The editor of Canton’s newspaper, the Repository, has referred to this as the “Winerip effect,” after New York Times reporter Michael Winerip moved his family to Canton in 1996, became an actual citizen, and filed a series of insightful and refreshingly nuanced dispatches under the title “An American Place.”
* * *
The Amish man told me a joke:
“A traveling pollster knocked on old Eli Hershberger’s door and asked who he was voting for in November.”
“‘I don’t vote,’ Eli said. ‘But I pray Republican.’”
The Amish man didn’t smile when he told the joke nor laugh at the punch line.
And he didn’t tell it to me because he was enjoying my company. He didn’t want to talk to me at all. He was only doing it because he knew I’d get it wrong if he didn’t.
In truth, even though they often claim otherwise, and even though the entirety of their arm’s-length-from-mainstream-society public image (with special emphasis on church/state separation) would suggest the opposite, the Amish do vote. Probably in far greater numbers than we know. They’re just very, very private about it. Just as they are about pretty much everything else.
The largest concentration of Amish in the United States is less than an hour from Akron, in Holmes County, Ohio, and its surrounding areas. I’d driven there on an early-autumn day, easing instinctively off the accelerator as I left the main highway, flattened turds on the roadway always being a signal to slow down. It’s never long before you come across a square, black buggy clip-clopping along the edge of the road. Some of these drivers have attached triangular, orange safety reflectors to the backs of their vehicles, some have not. It depends on how strict they are about their distance from secular society, and from the rules thereof. They call us “the English.” Some tolerate us more than others.
For someone like me, who lives in the city, who has always lived in the city, who thinks city, this stretch beyond my borders had always been an inspiration. Entering this part of the state in the fall, as the leaves are changing and the earth is releasing the perfume of its postseason spice of harvest, the air infused with intoxicating, hyperbaric oxygen and nitrogen and an infinity of reds—it felt like another universe. One of the things I love about Ohio (and in great part because this is the opposite of the prevailing outside perception) is how radically diverse it is. Less than one hour in any direction from my house, I can be in a vast acreage of soybean fields that stretch to Iowa, or on the shore of one of the largest bodies of water in the United States that leads to Canada, or in one of the most malignant postindustrial regions in the country that stretches far to the north and east, or in the heart of the nation’s Amish culture.
I began my tour with the Amish equivalent of low-hanging fruit, in Sugarcreek, a touristy, shopping-friendly village with a quaintly stylized motif—the Little Switzerland of Ohio—and a constant flow of tour buses, usually carrying retirees with cameras and discretionary cash.
The cameras are unwelcome. Amish people generally do not like having their pictures taken, but are also highly nonconfrontational, so sometimes crass insensitivity goes unchecked. A common sight on these roadways is an amateur photographer parked off to the side, aiming a camera at a bearded farmer driving horses across a field, the farmer trying to crane his face away from the lens while simultaneously keeping an eye on his team.

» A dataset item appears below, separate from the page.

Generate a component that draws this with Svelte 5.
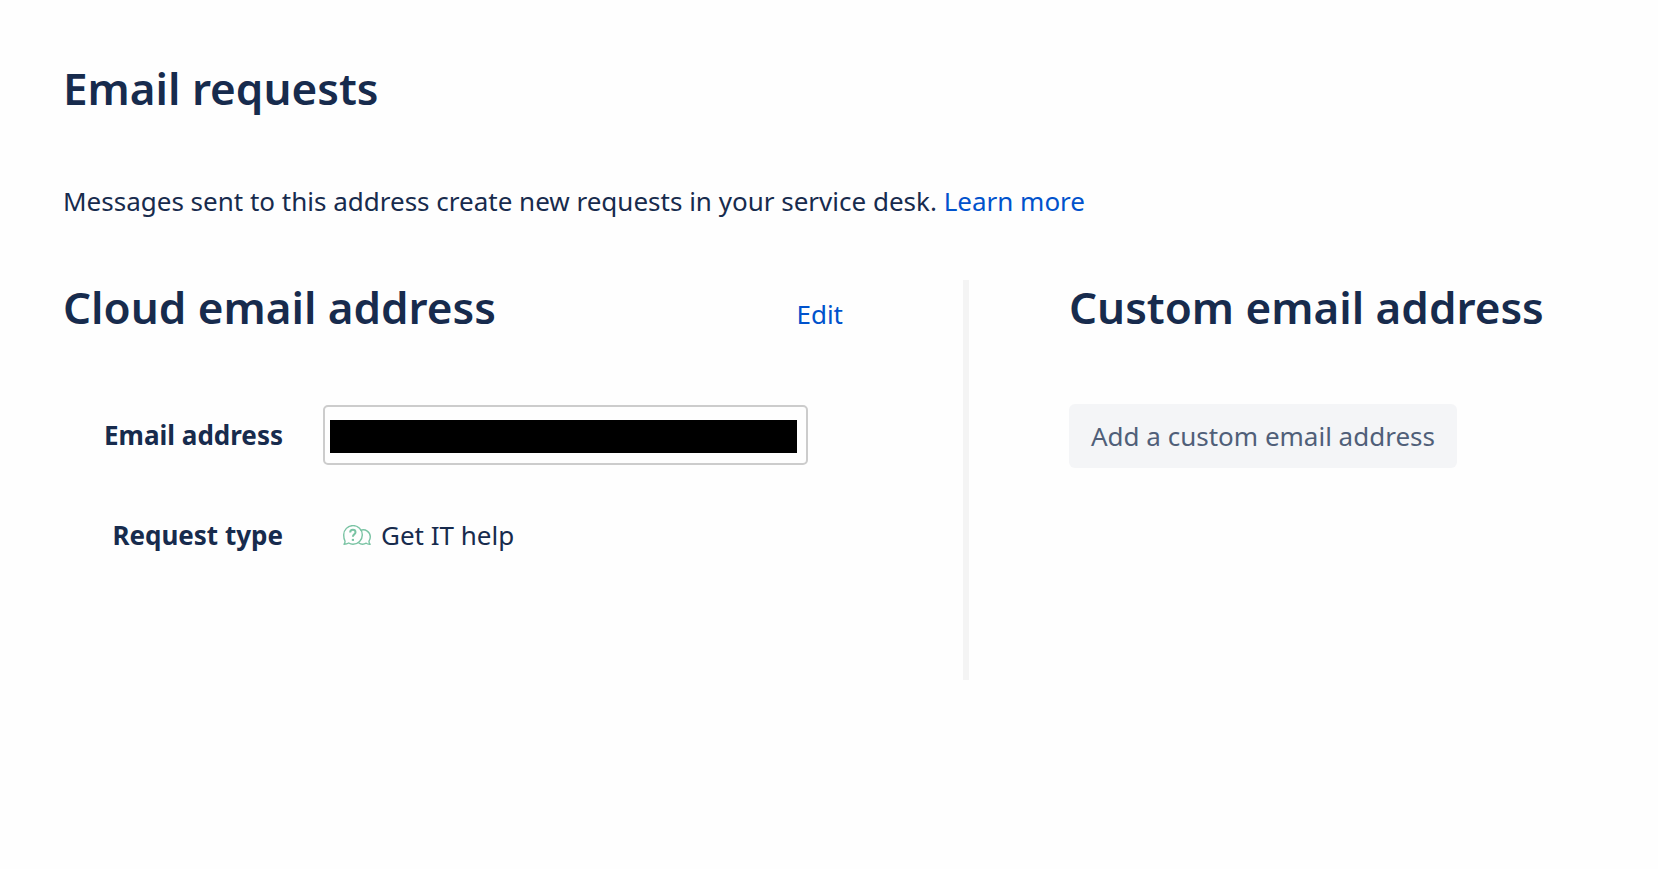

The cash is not unwelcome. Sugarcreek is neatly lined with shops that sell Amish rocking chairs and wooden Amish pull toys and Amish cookbooks and Amish woven rugs and little souvenir Amish-boy hats and little souvenir Amish-girl bonnets and heavy loaves of Amish bread and Amish rabbit hutches and Amish quilts and Amish whirligigs and DVDs about the Amish and little wooden boxes that just seem so . . . Amish. Moving beyond this orderly commercial center, stretches of road are stripped with banners and signs and sidewalk displays, and it is impossible not to regard it as a woven and wooden version of the dense suburban co
mmercial strips along the interstates. (Serious shoppers can obtain an Amish Passport, which is like a preferred-customer discount card.)
Farther into the country, where clothes hang drying between trees and fading white houses without electrical wires stand amid chicken coops and low silos, homemade signs are propped at driveways and intersections, their block letters advertising eggs and apples and lop-eared rabbits.
The balance of all this is not unlike the balance of a place like Ohio against the larger America—always as complex as it is tenuous.
I once interviewed David Kline, a well-respected Amish author of books on nature and farming. His books are widely distributed, he has been reviewed (quite favorably) in the nation’s major newspapers, embraced by the likes of Wendell Berry and Barbara Kingsolver, and he was unreservedly open to being interviewed. But to set up the conversation, I had to mail him a letter making the request, then await receipt of his return letter, which instructed me to call him at an appointed date and time on the community telephone that he shared with his neighbors, which was outside, in a common space. This convoluted arrangement preserves a delicate philosophy to resist technology, to preserve a lifestyle and an ideology and a set of values by a people who are rigid in their beliefs but not at all didactic about them. And it upholds a certain practicality, that the phone can be used as a tool, but its use should be considered, always considered. It’s kind of awesome to someone like me who comes from a highly self-conscious culture where doing things the hard way is the highest ideal.
* * *
The Amish code is the closest thing I’ve ever encountered to the punk ethic. I came of age playing music in the underground rock culture of the 1980s. Almost everything I believe ethically and even morally either derives from that experience or was reinforced there. If you have ever rolled around on a basement floor soaked with beer and sweat at an all-ages show, amid swinging arms and stomping feet, you understand the entirely practical implications of “democracy” and “personal responsibility.”